==== EXERCISE INPUT

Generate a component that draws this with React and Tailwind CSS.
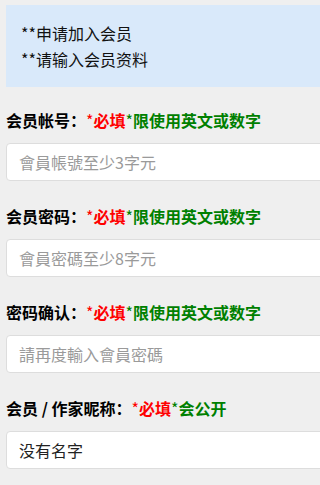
import React from "react";

const font = { fontFamily: '"Noto Sans CJK SC", "Noto Sans CJK TC", "Liberation Sans", sans-serif' };

function Label({ name, extra }) {
  return (
    <div className="text-[16px] leading-[24px] whitespace-nowrap text-black">
      <span className="font-bold">{name}</span>
      <span className="text-[#ff0000]">*</span>
      <span className="font-bold text-[#ff0000]">必填</span>
      <span className="text-[#008000]">*</span>
      <span className="font-bold text-[#008000]">{extra}</span>
    </div>
  );
}

function Field({ name, extra, placeholder, value }) {
  return (
    <div className="flex flex-col gap-[11px]">
      <Label name={name} extra={extra} />
      <div className="w-[600px] h-[38px] bg-white border border-[#dddddd] rounded-[4px] flex items-center pl-[12px] text-[16px] whitespace-nowrap">
        {value ? (
          <span className="text-[#222]">{value}</span>
        ) : (
          <span className="text-[#9a9a9a]">{placeholder}</span>
        )}
      </div>
    </div>
  );
}

export default function App() {
  return (
    <div className="w-full min-h-screen overflow-hidden bg-[#efefef]" style={font}>
      <div className="pl-[6px] pt-[5px] pb-[15px] flex flex-col">
        <div className="w-[600px] bg-[#d9e9fa] py-[15px] pl-[15px] text-[16px] leading-[26px] text-[#111]">
          <div>**申请加入会员</div>
          <div>**请输入会员资料</div>
        </div>
        <div className="mt-[21px] flex flex-col gap-[23px]">
          <Field name="会员帐号：" extra="限使用英文或数字" placeholder="會員帳號至少3字元" />
          <Field name="会员密码：" extra="限使用英文或数字" placeholder="會員密碼至少8字元" />
          <Field name="密码确认：" extra="限使用英文或数字" placeholder="請再度輸入會員密碼" />
          <Field name="会员 / 作家昵称：" extra="会公开" value="没有名字" />
        </div>
      </div>
    </div>
  );
}
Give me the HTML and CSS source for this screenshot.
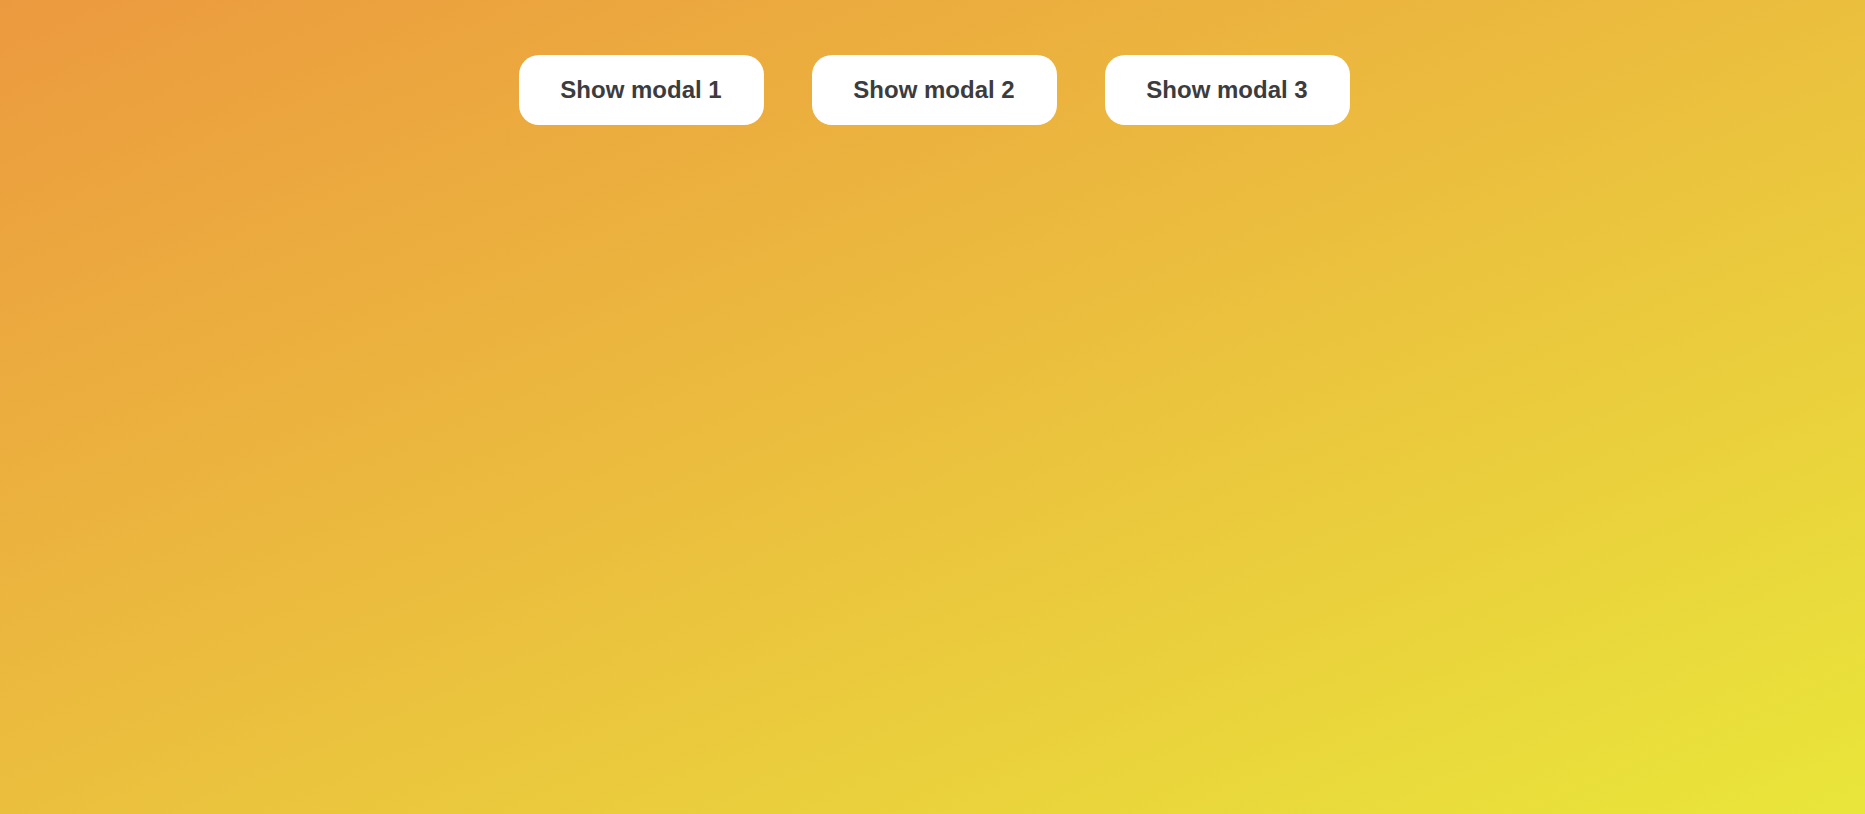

========

#### PROBLEM TO SOLVE:
All of the data above should be quoted exactly, except for the pictures.

#### FINISHED EXERCISE:
Generate a component that draws this with React and Tailwind CSS.
import React from "react";

const font = { fontFamily: '"Noto Sans CJK SC", "Noto Sans CJK TC", "Liberation Sans", sans-serif' };

function Label({ name, extra }) {
  return (
    <div className="text-[16px] leading-[24px] whitespace-nowrap text-black">
      <span className="font-bold">{name}</span>
      <span className="text-[#ff0000]">*</span>
      <span className="font-bold text-[#ff0000]">必填</span>
      <span className="text-[#008000]">*</span>
      <span className="font-bold text-[#008000]">{extra}</span>
    </div>
  );
}

function Field({ name, extra, placeholder, value }) {
  return (
    <div className="flex flex-col gap-[11px]">
      <Label name={name} extra={extra} />
      <div className="w-[600px] h-[38px] bg-white border border-[#dddddd] rounded-[4px] flex items-center pl-[12px] text-[16px] whitespace-nowrap">
        {value ? (
          <span className="text-[#222]">{value}</span>
        ) : (
          <span className="text-[#9a9a9a]">{placeholder}</span>
        )}
      </div>
    </div>
  );
}

export default function App() {
  return (
    <div className="w-full min-h-screen overflow-hidden bg-[#efefef]" style={font}>
      <div className="pl-[6px] pt-[5px] pb-[15px] flex flex-col">
        <div className="w-[600px] bg-[#d9e9fa] py-[15px] pl-[15px] text-[16px] leading-[26px] text-[#111]">
          <div>**申请加入会员</div>
          <div>**请输入会员资料</div>
        </div>
        <div className="mt-[21px] flex flex-col gap-[23px]">
          <Field name="会员帐号：" extra="限使用英文或数字" placeholder="會員帳號至少3字元" />
          <Field name="会员密码：" extra="限使用英文或数字" placeholder="會員密碼至少8字元" />
          <Field name="密码确认：" extra="限使用英文或数字" placeholder="請再度輸入會員密碼" />
          <Field name="会员 / 作家昵称：" extra="会公开" value="没有名字" />
        </div>
      </div>
    </div>
  );
}
Give me the HTML and CSS source for this screenshot.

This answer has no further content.